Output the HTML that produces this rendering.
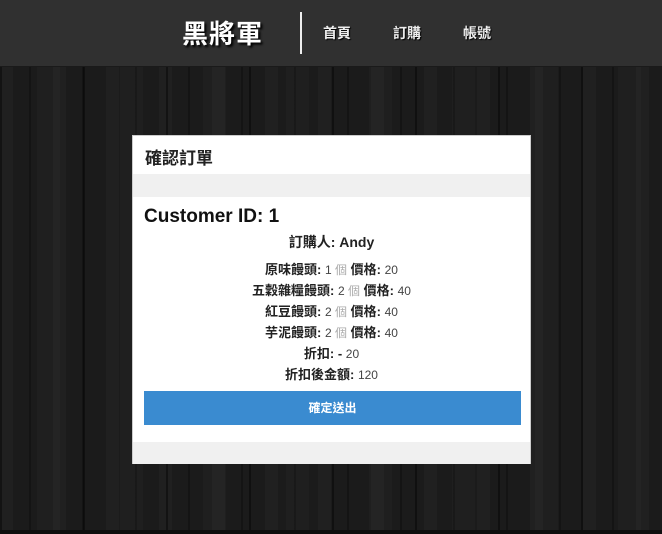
<!DOCTYPE html>
<html><head><meta charset="utf-8"><style>
*{margin:0;padding:0;box-sizing:border-box}
body{width:662px;height:534px;overflow:hidden;position:relative;font-family:"Liberation Sans","Noto Sans CJK TC",sans-serif;
background:
repeating-linear-gradient(90deg,rgba(0,0,0,.4) 0 2px,transparent 2px 37px,rgba(255,255,255,.02) 37px 60px,transparent 60px 83px),
repeating-linear-gradient(90deg,rgba(255,255,255,.025) 0 13px,transparent 13px 29px,rgba(0,0,0,.25) 29px 31px,transparent 31px 53px),
#1b1b1b;}
.hdr{position:absolute;left:0;top:0;width:662px;height:67px;background:#303030;border-bottom:1px solid #1a1a1a}
.logo{position:absolute;left:182px;top:14px;color:#fff;font-size:26px;font-weight:bold;letter-spacing:1px;text-shadow:2px 2px 2px #000}
.sep{position:absolute;left:300px;top:12px;width:2px;height:42px;background:#eee}
.nav{position:absolute;top:23px;color:#eee;font-size:14px;font-weight:bold;text-shadow:1px 1px 1px #000}
.card{position:absolute;left:132px;top:135px;width:399px;height:329px;background:#fff;border:1px solid #ccc}
.t{position:absolute;left:12px;top:8px;font-size:17px;color:#222;font-weight:bold}
.band{position:absolute;left:0;width:100%;background:#f0f0f0}
.cid{position:absolute;left:11px;top:70px;font-size:19px;font-weight:bold;color:#111}
.c{position:absolute;left:0;width:100%;text-align:center;font-size:13px;color:#222;font-weight:bold}
.c span{font-weight:normal;font-size:12px;color:#444}
.c i{font-style:normal;font-weight:normal;color:#aaa}
.btn{position:absolute;left:11px;top:255px;width:377px;height:34px;background:#3a8bd0;color:#fff;font-size:12px;font-weight:bold;text-align:center;line-height:34px}
.bot{position:absolute;left:0;top:530px;width:662px;height:4px;background:#0e0e0e}
</style></head><body>
<div class="hdr">
<div class="logo">黑將軍</div>
<div class="sep"></div>
<div class="nav" style="left:323px">首頁</div>
<div class="nav" style="left:393px">訂購</div>
<div class="nav" style="left:463px">帳號</div>
</div>
<div class="card">
<div class="t">確認訂單</div>
<div class="band" style="top:38px;height:23px"></div>
<div class="cid">Customer ID: 1</div>
<div class="c" style="top:96px;font-size:14px">訂購人: Andy</div>
<div class="c" style="top:123px">原味饅頭: <span>1 <i>個</i></span> 價格: <span>20</span></div>
<div class="c" style="top:144px">五穀雜糧饅頭: <span>2 <i>個</i></span> 價格: <span>40</span></div>
<div class="c" style="top:165px">紅豆饅頭: <span>2 <i>個</i></span> 價格: <span>40</span></div>
<div class="c" style="top:186px">芋泥饅頭: <span>2 <i>個</i></span> 價格: <span>40</span></div>
<div class="c" style="top:207px">折扣: - <span>20</span></div>
<div class="c" style="top:228px">折扣後金額: <span>120</span></div>
<div class="btn">確定送出</div>
<div class="band" style="top:306px;height:22px"></div>
</div>
<div class="bot"></div>
</body></html>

Work to be completed ▸ Pictures are excluded; output everything else in the data verbatim.

Output of the task ▸
Output the HTML that produces this rendering.
<!DOCTYPE html>
<html><head><meta charset="utf-8"><style>
*{margin:0;padding:0;box-sizing:border-box}
body{width:662px;height:534px;overflow:hidden;position:relative;font-family:"Liberation Sans","Noto Sans CJK TC",sans-serif;
background:
repeating-linear-gradient(90deg,rgba(0,0,0,.4) 0 2px,transparent 2px 37px,rgba(255,255,255,.02) 37px 60px,transparent 60px 83px),
repeating-linear-gradient(90deg,rgba(255,255,255,.025) 0 13px,transparent 13px 29px,rgba(0,0,0,.25) 29px 31px,transparent 31px 53px),
#1b1b1b;}
.hdr{position:absolute;left:0;top:0;width:662px;height:67px;background:#303030;border-bottom:1px solid #1a1a1a}
.logo{position:absolute;left:182px;top:14px;color:#fff;font-size:26px;font-weight:bold;letter-spacing:1px;text-shadow:2px 2px 2px #000}
.sep{position:absolute;left:300px;top:12px;width:2px;height:42px;background:#eee}
.nav{position:absolute;top:23px;color:#eee;font-size:14px;font-weight:bold;text-shadow:1px 1px 1px #000}
.card{position:absolute;left:132px;top:135px;width:399px;height:329px;background:#fff;border:1px solid #ccc}
.t{position:absolute;left:12px;top:8px;font-size:17px;color:#222;font-weight:bold}
.band{position:absolute;left:0;width:100%;background:#f0f0f0}
.cid{position:absolute;left:11px;top:70px;font-size:19px;font-weight:bold;color:#111}
.c{position:absolute;left:0;width:100%;text-align:center;font-size:13px;color:#222;font-weight:bold}
.c span{font-weight:normal;font-size:12px;color:#444}
.c i{font-style:normal;font-weight:normal;color:#aaa}
.btn{position:absolute;left:11px;top:255px;width:377px;height:34px;background:#3a8bd0;color:#fff;font-size:12px;font-weight:bold;text-align:center;line-height:34px}
.bot{position:absolute;left:0;top:530px;width:662px;height:4px;background:#0e0e0e}
</style></head><body>
<div class="hdr">
<div class="logo">黑將軍</div>
<div class="sep"></div>
<div class="nav" style="left:323px">首頁</div>
<div class="nav" style="left:393px">訂購</div>
<div class="nav" style="left:463px">帳號</div>
</div>
<div class="card">
<div class="t">確認訂單</div>
<div class="band" style="top:38px;height:23px"></div>
<div class="cid">Customer ID: 1</div>
<div class="c" style="top:96px;font-size:14px">訂購人: Andy</div>
<div class="c" style="top:123px">原味饅頭: <span>1 <i>個</i></span> 價格: <span>20</span></div>
<div class="c" style="top:144px">五穀雜糧饅頭: <span>2 <i>個</i></span> 價格: <span>40</span></div>
<div class="c" style="top:165px">紅豆饅頭: <span>2 <i>個</i></span> 價格: <span>40</span></div>
<div class="c" style="top:186px">芋泥饅頭: <span>2 <i>個</i></span> 價格: <span>40</span></div>
<div class="c" style="top:207px">折扣: - <span>20</span></div>
<div class="c" style="top:228px">折扣後金額: <span>120</span></div>
<div class="btn">確定送出</div>
<div class="band" style="top:306px;height:22px"></div>
</div>
<div class="bot"></div>
</body></html>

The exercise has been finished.